--- begin ---

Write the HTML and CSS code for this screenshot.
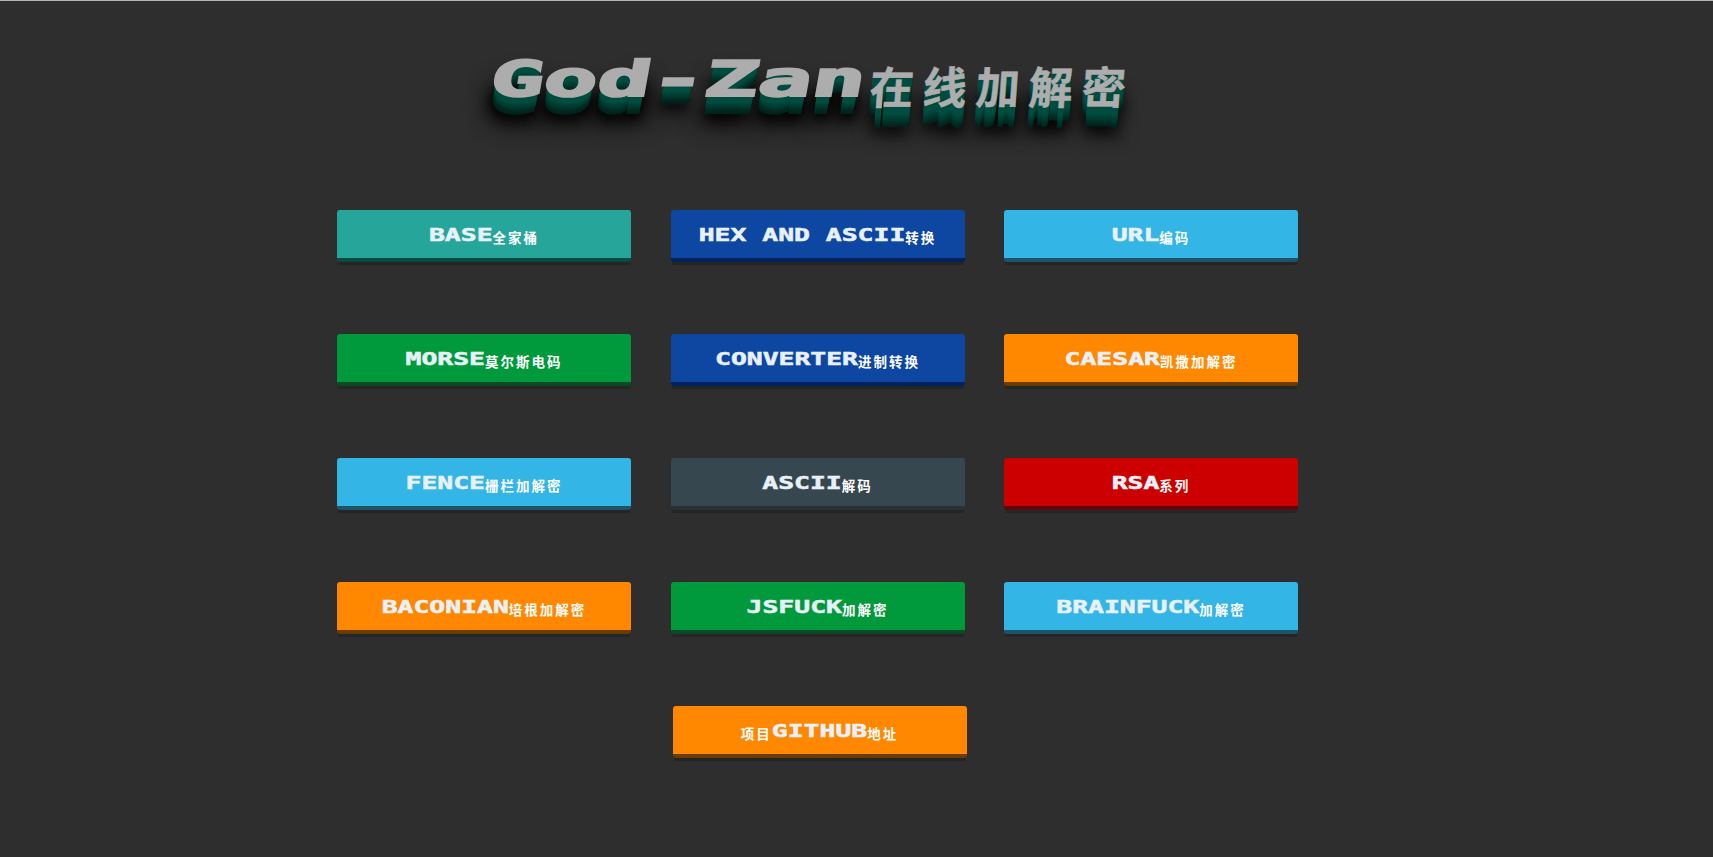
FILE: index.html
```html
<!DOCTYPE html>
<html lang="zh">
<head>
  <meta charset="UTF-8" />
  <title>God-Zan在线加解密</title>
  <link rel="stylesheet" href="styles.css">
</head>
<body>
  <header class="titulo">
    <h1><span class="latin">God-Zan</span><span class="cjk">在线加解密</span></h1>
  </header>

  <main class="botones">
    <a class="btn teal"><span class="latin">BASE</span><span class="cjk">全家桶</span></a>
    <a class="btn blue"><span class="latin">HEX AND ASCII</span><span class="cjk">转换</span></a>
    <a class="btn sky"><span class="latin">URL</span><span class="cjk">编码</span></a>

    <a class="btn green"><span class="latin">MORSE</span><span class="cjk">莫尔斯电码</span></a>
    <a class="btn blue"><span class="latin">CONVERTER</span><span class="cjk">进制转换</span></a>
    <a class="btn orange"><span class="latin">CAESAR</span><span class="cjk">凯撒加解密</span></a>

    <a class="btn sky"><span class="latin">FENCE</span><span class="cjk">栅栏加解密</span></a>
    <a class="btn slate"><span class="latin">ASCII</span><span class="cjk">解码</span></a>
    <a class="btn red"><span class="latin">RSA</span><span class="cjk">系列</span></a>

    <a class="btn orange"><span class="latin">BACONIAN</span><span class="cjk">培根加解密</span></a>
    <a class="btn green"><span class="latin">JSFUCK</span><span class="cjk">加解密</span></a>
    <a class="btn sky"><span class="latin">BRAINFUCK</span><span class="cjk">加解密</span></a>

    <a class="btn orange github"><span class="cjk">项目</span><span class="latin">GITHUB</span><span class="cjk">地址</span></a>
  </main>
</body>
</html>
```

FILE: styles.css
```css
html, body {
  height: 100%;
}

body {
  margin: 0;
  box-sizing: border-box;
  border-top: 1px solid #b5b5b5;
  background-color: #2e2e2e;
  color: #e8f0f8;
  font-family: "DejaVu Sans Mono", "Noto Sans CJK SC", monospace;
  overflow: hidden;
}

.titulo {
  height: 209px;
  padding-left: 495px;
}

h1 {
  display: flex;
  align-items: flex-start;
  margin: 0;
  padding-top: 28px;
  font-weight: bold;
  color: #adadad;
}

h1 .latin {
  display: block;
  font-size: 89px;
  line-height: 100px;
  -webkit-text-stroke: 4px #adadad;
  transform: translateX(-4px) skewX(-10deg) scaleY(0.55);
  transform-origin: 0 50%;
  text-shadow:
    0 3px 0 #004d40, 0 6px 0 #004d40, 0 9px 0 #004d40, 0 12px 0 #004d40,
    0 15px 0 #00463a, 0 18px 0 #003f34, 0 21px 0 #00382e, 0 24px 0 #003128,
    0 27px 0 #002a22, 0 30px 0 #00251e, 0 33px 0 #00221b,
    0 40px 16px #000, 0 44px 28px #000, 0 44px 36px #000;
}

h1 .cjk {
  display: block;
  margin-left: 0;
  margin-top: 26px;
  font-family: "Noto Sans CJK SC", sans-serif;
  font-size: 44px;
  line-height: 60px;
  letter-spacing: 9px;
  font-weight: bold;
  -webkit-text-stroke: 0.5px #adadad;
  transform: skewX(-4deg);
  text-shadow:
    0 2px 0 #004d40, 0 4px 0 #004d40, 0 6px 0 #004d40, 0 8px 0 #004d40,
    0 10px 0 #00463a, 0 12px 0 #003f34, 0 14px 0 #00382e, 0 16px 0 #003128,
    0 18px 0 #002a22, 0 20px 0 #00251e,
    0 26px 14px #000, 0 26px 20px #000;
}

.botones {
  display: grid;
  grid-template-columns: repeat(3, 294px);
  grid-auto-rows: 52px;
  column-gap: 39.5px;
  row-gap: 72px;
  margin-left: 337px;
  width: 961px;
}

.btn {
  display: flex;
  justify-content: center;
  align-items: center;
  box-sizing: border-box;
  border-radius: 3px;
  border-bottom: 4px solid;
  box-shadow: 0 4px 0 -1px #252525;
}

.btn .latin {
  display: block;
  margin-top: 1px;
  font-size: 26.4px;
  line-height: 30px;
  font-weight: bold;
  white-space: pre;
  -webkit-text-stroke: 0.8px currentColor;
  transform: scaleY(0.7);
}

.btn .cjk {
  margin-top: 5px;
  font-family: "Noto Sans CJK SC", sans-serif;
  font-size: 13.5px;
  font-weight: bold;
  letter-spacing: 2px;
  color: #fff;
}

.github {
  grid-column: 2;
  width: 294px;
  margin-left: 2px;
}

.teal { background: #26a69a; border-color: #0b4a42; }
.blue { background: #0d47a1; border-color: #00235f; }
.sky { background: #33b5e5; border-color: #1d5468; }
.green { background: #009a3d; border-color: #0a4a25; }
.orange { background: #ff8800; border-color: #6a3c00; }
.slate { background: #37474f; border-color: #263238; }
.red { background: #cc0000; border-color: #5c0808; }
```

--- end ---
--- begin ---

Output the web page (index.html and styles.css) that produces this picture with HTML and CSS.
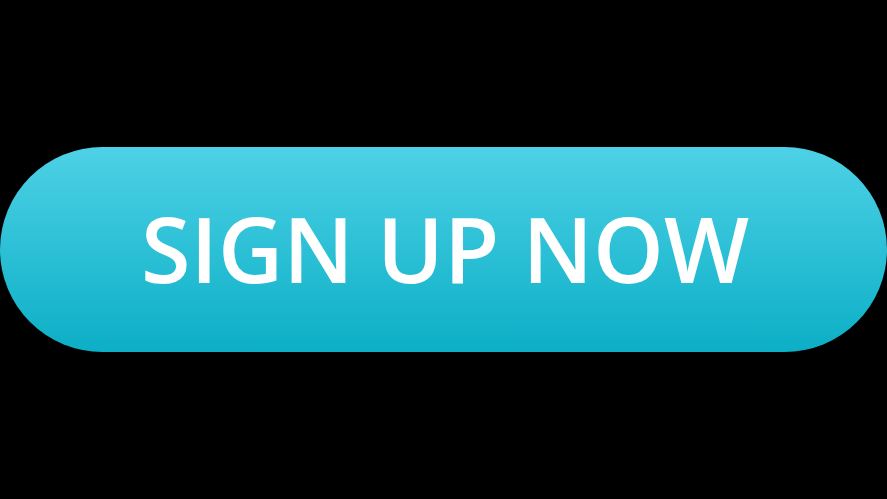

--- end ---
--- begin ---

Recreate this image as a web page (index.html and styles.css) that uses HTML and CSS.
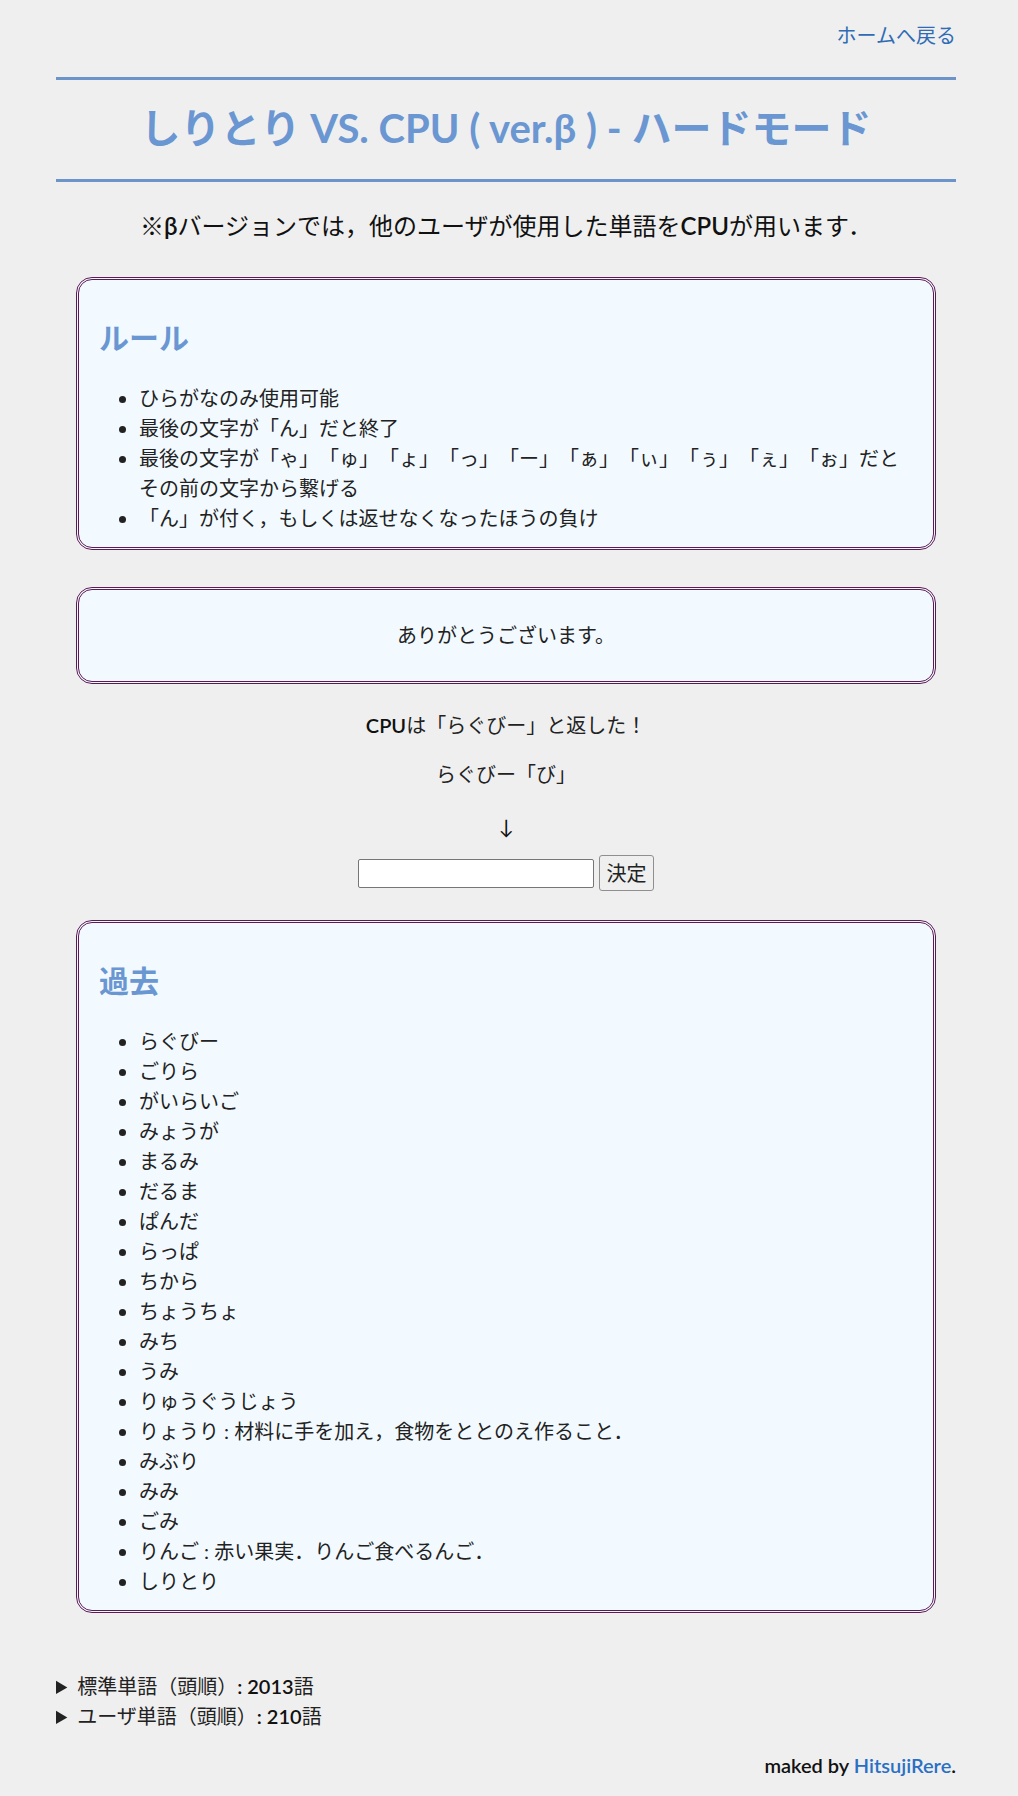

--- end ---

● Task statement: Scan the listing above for the word "index" and show each line where it is found.

● Output of the exercise:
FILE: index.html
Output the web page (index.html and styles.css) that produces this picture with HTML and CSS.
Recreate this image as a web page (index.html and styles.css) that uses HTML and CSS.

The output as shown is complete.